The vacillation is discernible at the outset itself, when the reviewer marvels at Rand's abiding popular appeal even as the short shrift that she has received from the intellectual establishment, even from those of the 'right' side of the political divide, is touched upon. That her works appeal to a huge chunk of 'Middle America' despite the virulent ways in which critics and political theorists flayed her "cardboard characters and tabloid style" strikes the reviewer as a phenomenal enigma that it is constantly invoked as if it was the 'riddle of the century' (Of course, the mediocrity/popularity equation is a no-brainer for reasons too obvious to be enumerated). However, the review offers one refreshing insight as it examines how America's alleged shift to the left, embodied by Barack Obama's elevation to presidency last year, has given Rand's ideas a new lease of life and reinstated her "at the heart of the political debate".

"Conservative protesters carry posters asking 'who is John Galt?', referring to one of Rand's heroes. Conservative polemicists suggest that Mr. Obama, by stepping in to rescue the banks and industrial behemoths such as General Motors, is ushering in the collective dystopia that Rand gave warning against. Sales of "The Fountainhead" and "Atlas Shrugged" have surged."

Interestingly, Jennifer Burns' hypothesis on Rand's influence on the American right is an idea that received one of the above-mentioned short shrifts in a well-received book co-authored by none other than the present editor-in-chief of The Economist, John Micklethwait. In that insightful study of the American right, titled "The Right Nation", Micklethwait and fellow Economist correspondent Adrian woolridge dwell on the fringe right-wing movements that held brief sway over the public imagination during the 'red scare', and thrived on paranoia and conspiracy-theories. The major examples they cite - The John Birch Society and, wait for it, Ayn rand and her disciples.

After dithering its way through attempts to resolve the central dilemma of whether to offer Rand a paean as the herald of supply-side economics or to subscribe to the overwhelmingly damning mainstream critical view, the review concludes by throwing in a face-saving reflection on how Rand's ideas are gaining currency in free market's fledgling but fertile new breeding grounds, India and China in particular.

"Her insight in 'Atlas shrugged'–that society cannot thrive unless it is willing to give freedom to its entrepreneurs and innovators–has proved to be prescient. ...John Galt is back in business in China and India"

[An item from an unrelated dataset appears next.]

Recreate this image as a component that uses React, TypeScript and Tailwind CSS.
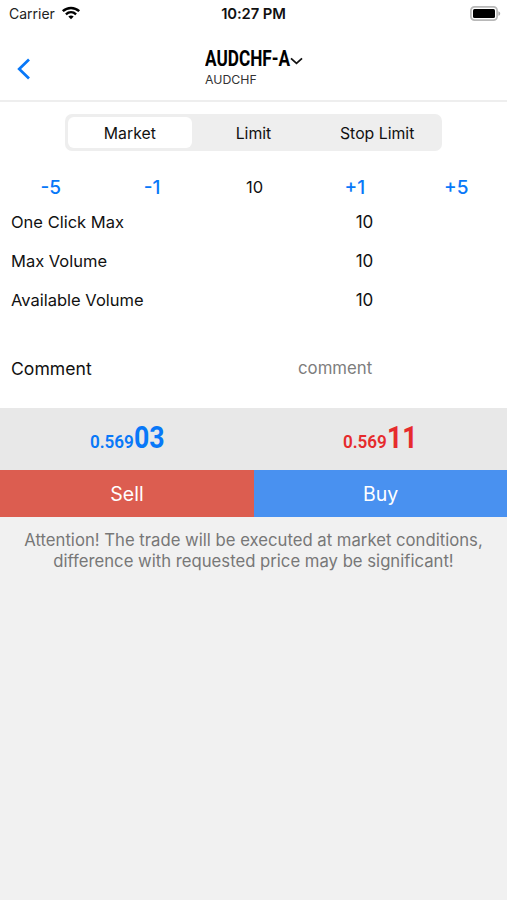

What is conspicuous by its absence in an otherwise laborious process to throw light on Rand's ideology is the telling fact that her vigor in championing the virtue of the individual, entrepreneurial creed over the collectivist nightmare did not extend to other pressing concerns of the era that coincided with the time of her active intellectual involvement, such as civil rights for blacks, women's rights, etc. In this sense at least she is a true forerunner of the free market miracle workers who hold the magic wand of "the invisible hand" and proclaims it to be the ultimate panacea. Of course, nobody said it was gonna be easy. For the path to paradise, at least for the underlings, is fraught with bumps and ditches ...Subprime mortgage, SEZs...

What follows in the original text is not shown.